Re: Integrating Differential Equations with Time Delay
- To: mathgroup at smc.vnet.net
- Subject: [mg75590] Re: Integrating Differential Equations with Time Delay
- From: rob <josh2499 at hotmail.com>
- Date: Sun, 6 May 2007 01:45:53 -0400 (EDT)
- References: <f1eqpt$59j$1@smc.vnet.net> <f1hmhp$pij$1@smc.vnet.net>
Jean-Marc Gulliet wrote: > Haider Arafat wrote: > >>I am not able to use NDSolve to integrate a differential equation of the >>form >> >>u''(t) + a u(t) == b u(t-tau); >>u(0) == u0; >>u'(0)==udot0; >> >>where tau, a, and b are all constants.

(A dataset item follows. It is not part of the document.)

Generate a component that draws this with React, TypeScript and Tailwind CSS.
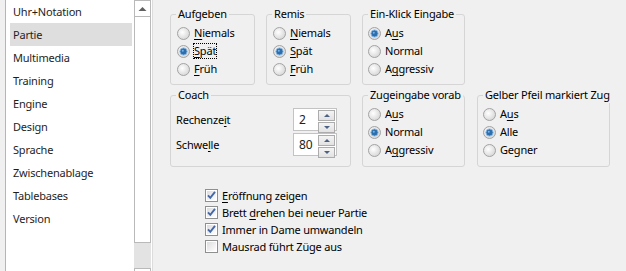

Is there any way to numerically >>integrate this type of equations >>in Mathematica. >> >>Any help is appreciated, >> >>Haider Arafat > > > Allan Hayes's package NDelayDSolve should be of interest: "The package > extends the built-in function NDSolve to deal with delay differential > equations." See "Delay-Differential Equations" at > http://library.wolfram.com/infocenter/MathSource/725/ > > Regards, > Jean-Marc > Hi, I got this package and I believe it loads ok. But I can't seem to get it to work. I read the text in the top of the NDelayDSolve.m file (I found no other sources of documentation for it) and I've tried many ways to get it to work. Here's what I did: a=1; b=1; tau=6; u0=0; udot0=0; <<"NDelayDSolve`" eqns={u''[t] + a u[t] == b u[t - tau], u[0] == u0, u'[0] == udot0} sol = NDelayDSolve[eqns, {u -> (#1 &)}, {t, 0, 5}] But I get the following err. message (snipped) NDSolve::"ndnco" : "The number of constraints (4) (initial conditions) \is not equal to the total differential order of the system (2)..... I tried all sorts of groupings of the DE and the two constraints and with most other attempts the error message goes away but the sol= statement is just repeated and not evaluated. In short it thinks my 2 constraints are 4 or it doesn't do anything at all. Could you perhaps suggest something that would make this system work? Thank you.